◆ **Required task**: Exactly repeat the full listing that follows.
-- start --
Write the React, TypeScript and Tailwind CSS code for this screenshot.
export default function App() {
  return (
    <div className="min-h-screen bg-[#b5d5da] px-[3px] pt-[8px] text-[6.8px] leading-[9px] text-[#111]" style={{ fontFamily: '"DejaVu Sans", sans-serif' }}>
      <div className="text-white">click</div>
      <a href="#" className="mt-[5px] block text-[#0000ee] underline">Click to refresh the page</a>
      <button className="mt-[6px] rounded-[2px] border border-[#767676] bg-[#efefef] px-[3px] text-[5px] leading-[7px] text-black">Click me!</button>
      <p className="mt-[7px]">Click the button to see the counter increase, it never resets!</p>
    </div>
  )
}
-- end --
◆ **Task answer**:
Write the React, TypeScript and Tailwind CSS code for this screenshot.
export default function App() {
  return (
    <div className="min-h-screen bg-[#b5d5da] px-[3px] pt-[8px] text-[6.8px] leading-[9px] text-[#111]" style={{ fontFamily: '"DejaVu Sans", sans-serif' }}>
      <div className="text-white">click</div>
      <a href="#" className="mt-[5px] block text-[#0000ee] underline">Click to refresh the page</a>
      <button className="mt-[6px] rounded-[2px] border border-[#767676] bg-[#efefef] px-[3px] text-[5px] leading-[7px] text-black">Click me!</button>
      <p className="mt-[7px]">Click the button to see the counter increase, it never resets!</p>
    </div>
  )
}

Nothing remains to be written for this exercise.